What an adventure, to say the least. I still haven’t been able to determine why both hypervisors come to a crawl with very little running on them. I suspect one or more drives are failing, but its odd for to occur on both hypervisors at around the same time, and SMART data for none of the drives show any indications of failure (or even precursors to failure) so I honestly do not know. It does however tell me that its pretty much time to sunset these systems sooner rather than later since the combination of the systems and the range of IP addresses that I have for them comes out to about ~$130 a month. While I could probably request most of the hardware to be swapped out and completely rebuild them from scratch, it’s just not worth the hassle considering that my friend and I have picked up a much newer system (the one mentioned in my previous announcement post and with us splitting the cost it comes out to about the same price.
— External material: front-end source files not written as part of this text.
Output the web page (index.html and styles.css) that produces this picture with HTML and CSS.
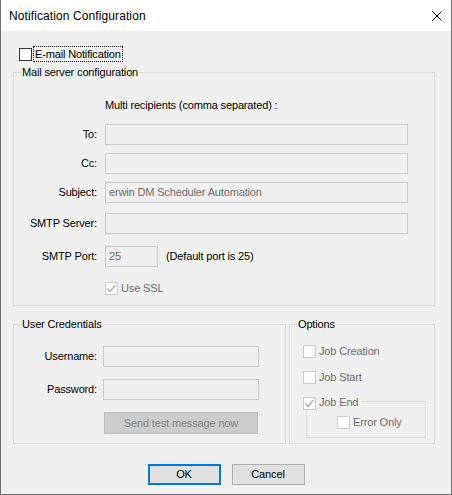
FILE: index.html
```html
<!DOCTYPE html>
<html>
<head>
<meta charset="utf-8">
<title>Notification Configuration</title>
<link rel="stylesheet" href="styles.css">
</head>
<body>
<div class="window">
  <div class="titlebar">
    <span class="title">Notification Configuration</span>
    <svg class="close" width="10" height="10" viewBox="0 0 10 10"><path d="M0.5 0.5 L9.5 9.5 M9.5 0.5 L0.5 9.5" stroke="#000" stroke-width="1" fill="none"/></svg>
  </div>
  <div class="content">
    <div class="check-row main-check">
      <span class="box enabled"></span>
      <span class="focus">E-mail Notification</span>
    </div>

    <fieldset class="group mail">
      <legend>Mail server configuration</legend>
      <div class="hint">Multi recipients (comma separated) :</div>
      <div class="frow r-to"><span class="flabel">To:</span><div class="input wide"></div></div>
      <div class="frow r-cc"><span class="flabel">Cc:</span><div class="input wide"></div></div>
      <div class="frow r-subj"><span class="flabel">Subject:</span><div class="input wide">erwin DM Scheduler Automation</div></div>
      <div class="frow r-srv"><span class="flabel">SMTP Server:</span><div class="input wide"></div></div>
      <div class="frow r-port"><span class="flabel">SMTP Port:</span><div class="input port">25</div><span class="note">(Default port is 25)</span></div>
      <div class="check-row ssl">
        <span class="box disabled"><svg width="11" height="11" viewBox="0 0 11 11"><path d="M1.5 5.5 L4 8.5 L9.5 2" stroke="#a8a8a8" stroke-width="1.2" fill="none"/></svg></span>
        <span class="dtext">Use SSL</span>
      </div>
    </fieldset>

    <div class="lower">
      <fieldset class="group creds">
        <legend>User Credentials</legend>
        <div class="crow r-user"><span class="clabel">Username:</span><div class="input cin"></div></div>
        <div class="crow r-pass"><span class="clabel">Password:</span><div class="input cin"></div></div>
        <div class="send">Send test message now</div>
      </fieldset>
      <fieldset class="group options">
        <legend>Options</legend>
        <div class="check-row opt o-create"><span class="box disabled"></span><span class="dtext">Job Creation</span></div>
        <div class="check-row opt o-start"><span class="box disabled"></span><span class="dtext">Job Start</span></div>
        <fieldset class="inner">
          <legend class="check-legend">
            <span class="box disabled"><svg width="11" height="11" viewBox="0 0 11 11"><path d="M1.5 5.5 L4 8.5 L9.5 2" stroke="#a8a8a8" stroke-width="1.2" fill="none"/></svg></span>
            <span class="dtext">Job End</span>
          </legend>
          <div class="check-row err"><span class="box disabled"></span><span class="dtext">Error Only</span></div>
        </fieldset>
      </fieldset>
    </div>

    <div class="buttons">
      <div class="btn default">OK</div>
      <div class="btn">Cancel</div>
    </div>
  </div>
</div>
</body>
</html>
```

FILE: styles.css
```css
* { box-sizing: border-box; }
html, body { margin: 0; padding: 0; }
body {
  width: 452px;
  height: 495px;
  overflow: hidden;
  background: #ffffff;
  font-family: "Liberation Sans", Arial, sans-serif;
  font-size: 11px;
  letter-spacing: -0.15px;
  line-height: 13px;
  color: #000;
}
.window {
  width: 452px;
  height: 495px;
  border: 1px solid #6f6f6f;
  border-top: none;
  background: #f0f0f0;
}
.titlebar {
  height: 31px;
  background: #ffffff;
  display: flex;
  align-items: center;
  justify-content: space-between;
  padding: 0 9px 0 8px;
}
.title {
  font-size: 12px;
  letter-spacing: 0.1px;
  line-height: 31px;
  padding-top: 1px;
}
.close { display: block; }

.content {
  padding-left: 12px;
}

/* checkboxes */
.check-row {
  display: flex;
  align-items: flex-start;
  height: 13px;
}
.box {
  width: 13px;
  height: 13px;
  flex: none;
  border: 1px solid #333333;
  background: #ffffff;
  display: flex;
  align-items: center;
  justify-content: center;
}
.box.disabled {
  border-color: #cccccc;
  background: #ffffff;
}
.box svg { display: block; }
.dtext {
  color: #6d6d6d;
  margin-left: 3px;
  line-height: 13px;
}

.main-check {
  padding-top: 15px;
  height: 31px;
}
.main-check .box {
  margin-top: 2px;
  margin-left: 6px;
}
.focus {
  margin-left: 1px;
  border: 1px dotted #000;
  padding: 1px 1px 0 1px;
  height: 16px;
  line-height: 13px;
}

/* group boxes */
.group, .inner {
  margin: 0;
  padding: 0;
  min-width: 0;
  border: 1px solid #dcdcdc;
}
.group > legend {
  margin-left: 7px;
  padding: 0 1px;
  line-height: 13px;
}

.group.mail {
  margin-top: 4px;
  width: 422px;
  padding-bottom: 10px;
}
.hint {
  margin-top: 20px;
  margin-left: 91px;
}
.frow {
  display: flex;
  align-items: center;
  height: 21px;
}
.flabel {
  width: 83px;
  flex: none;
  text-align: right;
  margin-right: 8px;
}
.r-to { margin-top: 12px; }
.r-cc { margin-top: 8px; }
.r-subj { margin-top: 8px; }
.r-srv { margin-top: 10px; }
.r-port { margin-top: 12px; }

.input {
  height: 21px;
  border: 1px solid #cccccc;
  background: #f0f0f0;
  color: #6d6d6d;
  padding-left: 3px;
  line-height: 19px;
  flex: none;
}
.input.wide { width: 303px; }
.input.port { width: 53px; }
.note { margin-left: 8px; }

.ssl {
  margin-top: 15px;
  margin-left: 91px;
}

/* lower groups */
.lower {
  margin-top: 12px;
  display: flex;
  align-items: stretch;
}
.group.creds {
  width: 273px;
  padding-bottom: 9px;
}
.group.options {
  width: 146px;
  margin-left: 3px;
}
.crow {
  display: flex;
  align-items: center;
  height: 21px;
}
.clabel {
  width: 83px;
  flex: none;
  text-align: right;
  margin-right: 6px;
}
.r-user { margin-top: 15px; }
.r-pass { margin-top: 12px; }
.input.cin { width: 156px; }
.send {
  margin-top: 12px;
  margin-left: 90px;
  width: 154px;
  height: 22px;
  border: 1px solid #bfbfbf;
  background: #cccccc;
  color: #838383;
  text-align: center;
  line-height: 20px;
}

.opt { margin-left: 13px; }
.o-create { margin-top: 14px; }
.o-start { margin-top: 13px; }
.group .inner {
  margin: 11px 8px 5px 16px;
  padding: 0 0 8px 0;
}
.check-legend {
  display: flex;
  align-items: flex-start;
  height: 13px;
  margin-left: -4px;
  padding: 0 3px 0 0;
}
.check-legend .box { margin-top: 2px; }
.check-legend .dtext { padding-top: 1px; }
.err {
  margin-top: 8px;
  margin-left: 30px;
}

/* buttons */
.buttons {
  margin-top: 20px;
  display: flex;
  justify-content: center;
  gap: 11px;
  padding-right: 12px;
}
.btn {
  width: 73px;
  height: 21px;
  border: 1px solid #adadad;
  background: #e1e1e1;
  text-align: center;
  line-height: 19px;
}
.btn.default {
  border: 2px solid #0078d7;
  line-height: 17px;
}
```
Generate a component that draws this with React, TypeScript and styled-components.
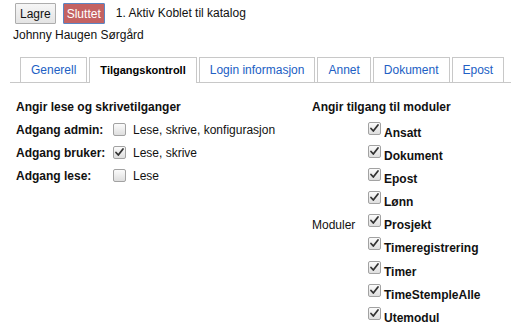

Given this, the plan at this point is to renew these two systems for one more month when the 5th comes around, meaning that they will both be decommissioned on the 5th of February. This is to give everyone a chance to migrate their profile settings from The Outpost over to The BitForged Space as both instances are now running Lemmy 0.19.0 (to compare, the instance over at BitForged took not even five minutes to complete its database migrations - I spent more time verifying everything was alright) and to also give myself a bit more time to ensure I can get all of my other personal services migrated over, along with any important data.

I’ve had these systems for about three years now, and they’ve served me quite well! However, its very clear that the combination of the dated specs, and lack of setting things up in a more coherent way (I was quite new to server administration at the time) is showing that its time to mark this chapter, and turn the page.

Oh, and to top off the whole situation, my status page completely died during the process too - the container was running (as I was still receiving numerous notifications as various services went up and down), however inbound access was also not working either… So I couldn’t even provide an update on what was going on. I am sorry to have inconvenienced everyone with how long the update process took, and it wasn’t my intention to make it seem as if The Outpost completely vanished off the planet. However I figured it was worth it to spend my time focusing on bringing the instance back online instead of side-tracking to investigate what happened to the status page.

Anyways, with all that being said, we’re back for now! But it is time for everyone to finish their last drink while we wrap things up.